How safe do you feel?
In their May 2011 report, “Student and Teacher Safety in Chicago Public Schools: The Roles of Community Context and School Social Organization,” the CCSR looked at the factors affecting how safe students and adults feel in their schools. As we might expect, students from high-crime, high-poverty (disadvantaged) areas tended to feel less safe.
But the most revealing and promising finding was that students and adults felt safer in disadvantaged schools with high-quality relationships than they felt in advantaged schools with low-quality relationships. The power of positive, caring relationships among students, families, the community, and school staff trumped the expected negative social effects of crime and poverty! This finding has a dramatic impact on where we choose to focus our efforts to improve student achievement.
Critical Factors
The CCSR has now released its Five Essentials School Reports. Based on 15 years of research data, they identified five factors that matter most for student learning. The climate of the school and the relationship between the school and its families and community again rise to prominence.
The Five Essentials:
- Ambitious instruction (classes are challenging and engaging)

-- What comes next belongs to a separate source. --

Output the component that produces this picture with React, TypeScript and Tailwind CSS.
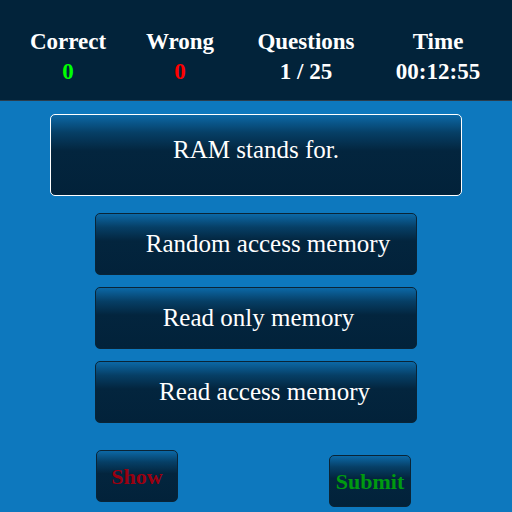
import React from "react";

const serif = { fontFamily: '"Liberation Serif", "Times New Roman", serif' };

function Stat({ label, value, color, width }: { label: string; value: string; color: string; width: string }) {
  return (
    <div className={`flex flex-col items-center ${width}`}>
      <div className="text-[23px] font-bold leading-[30px] text-white">{label}</div>
      <div className={`text-[23px] font-bold leading-[30px] ${color}`}>{value}</div>
    </div>
  );
}

export default function App() {
  const grad = "bg-[linear-gradient(to_bottom,#0c68a6_0%,#063f66_22%,#03253e_45%,#02223a_100%)]";
  return (
    <div className="w-[512px] h-[512px] bg-[#0d78be] overflow-hidden" style={serif}>
      <div className="h-[101px] bg-[#02233a] border-b border-[#2a3d4d] flex pt-[27px]">
        <Stat label="Correct" value="0" color="text-[#00ff00]" width="w-[136px]" />
        <Stat label="Wrong" value="0" color="text-[#ff0000]" width="w-[88px]" />
        <Stat label="Questions" value="1 / 25" color="text-white" width="w-[164px]" />
        <Stat label="Time" value="00:12:55" color="text-white" width="w-[100px]" />
      </div>
      <div className="flex flex-col items-center">
        <div className={`mt-[13px] w-[412px] h-[82px] rounded-[5px] border border-white ${grad} flex items-center justify-center text-[25px] text-white pb-[10px]`}>
          RAM stands for.
        </div>
        <div className="mt-[17px] flex flex-col gap-[12px]">
          <div className={`w-[322px] h-[62px] rounded-[5px] border border-[#0a2436] ${grad} flex items-center justify-center text-[25px] text-white pl-[24px]`}>
            Random access memory
          </div>
          <div className={`w-[322px] h-[62px] rounded-[5px] border border-[#0a2436] ${grad} flex items-center justify-center text-[25px] text-white pl-[5px]`}>
            Read only memory
          </div>
          <div className={`w-[322px] h-[62px] rounded-[5px] border border-[#0a2436] ${grad} flex items-center justify-center text-[25px] text-white pl-[17px]`}>
            Read access memory
          </div>
        </div>
      </div>
      <div className="flex items-start mt-[27px] ml-[96px] gap-[151px]">
        <div className={`w-[82px] h-[52px] rounded-[5px] border border-[#0a2436] ${grad} flex items-center justify-center text-[22px] font-bold text-[#9a0010]`}>
          Show
        </div>
        <div className={`mt-[5px] w-[82px] h-[52px] rounded-[5px] border border-[#0a2436] ${grad} flex items-center justify-center text-[22px] font-bold text-[#009a10]`}>
          Submit
        </div>
      </div>
    </div>
  );
}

- Learning climate (the school is safe, demanding and supportive)
- Instructional leadership (the principal works with teachers to promote professional growth and school success)
- Professional capacity (teachers collaborate to promote professional growth and school success)
- Family and community ties (the entire staff involves families and communities to advance student learning)
The finding that schools that are strong on three or more of these essentials were 10 times more likely to improve student learning than schools weak in three or more of the essentials should grab our attention and help us focus our efforts. Once again it’s all about relationships and good teaching:
Caring teachers + Engaging instruction = Motivated students + Safe school climate
*The National Research Council recommends the CCSR as a model for better linking research, policy making, and practice.
“Students say best teachers relate to them, make them think.” Is this news?
As I was online looking through the local news about the record-breaking flooding in Binghamton, NY where I used to live, this unrelated headline from September 4, 2011 caught my eye.
Broome-area students say best teachers relate to them, make them think
‘It’s nice when you can talk to a teacher, when it’s interactive’
It seems with the first day of school approaching, a Binghamton Press reporter interviewed area high school students to get their perspective on what makes a good teacher.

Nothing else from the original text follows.